Blurb wrote:Magicka is a satirical action-adventure game set in a rich fantasy world based on Norse mythology. The player assumes the role of a wizard from a sacred order tasked with stopping an evil sorcerer who has thrown the world into turmoil, his foul creations besieging the forces of good.
Players will be able to combine the elements to cast spells, wreaking havoc and devastation on the minions of darkness. They will also be able to team up with friends and fight their way through the campaign, or test their skills in the magickal arts through other challenging modes.
Magicka was released on Steam yesterday and is alleged to be full of bugs. In my experience, the single player mode is perfectly playable but could use a little tidying up. Arrowhead have claimed that they'll be releasing patches 'every 24 hours' and I've already received one, so that's positive.
The game itself is action-oriented and I'd call it hack'n'slash if it weren't for all the magic. Each of up to four players plays co-operatively as a little cartoonish mage in a robe, wielding eight basic elements that can be combined to create a few other elements and a much greater number of spells. It's the spell system that really sells the game. Each cast spell can be made up from up to five elements then cast out, cast on oneself, cast as an area effect around the mage, transferred to ones' weapon and used as part of an attack or, in a small number of specific cases, used to cast a specific pre-made spell such as Haste. The results are creative, varied and often surprising. Fire alone will spit forth a small cone of fire. Earth alone will launch a small rock projectile. Fire & Earth combined will launch a fireball. Perhaps most amusing of all, it's quite easy to mess up and kill yourself - not because some combinations are implicitly bad, but because of the circumstances under which they're cast. While your character is wet, attempting to combine lightning will zap you; using fire on yourself will dry you off; using cold on yourself will freeze you.

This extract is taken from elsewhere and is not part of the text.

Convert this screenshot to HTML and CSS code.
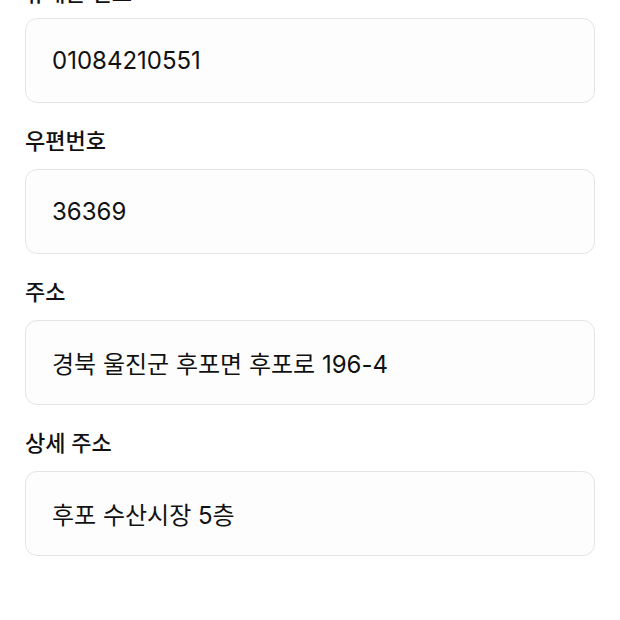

The spell components aren't necessarily balanced for the situations you'll find yourself in and I tend to use some far more often than others, but they each provide different effects that are useful in almost all battles, to varying degrees. Much of the fun comes from trying out new combinations and it's always enjoyable to find a new mechanism for keeping yourself alive longer than your enemies. Some druids I fought kept making it rain so I couldn't set fire to their treant creatures, but the game allowed me to counter this with a dispel-like effect... or by killing the druids first.
This isn't an RPG in the traditional sense; the game is made up of linear levels and while you can find new staves to cast with, new weapons to fight with and new spells for the spellbook, further increasing the possibilities for combos, there's no other inventory or form of character progression. Still, the storyline is fun and easy, albeit a little heavy on the popular culture quotes, and it looks as though it'll offer good playtime and replayability for the £7.99 I spent.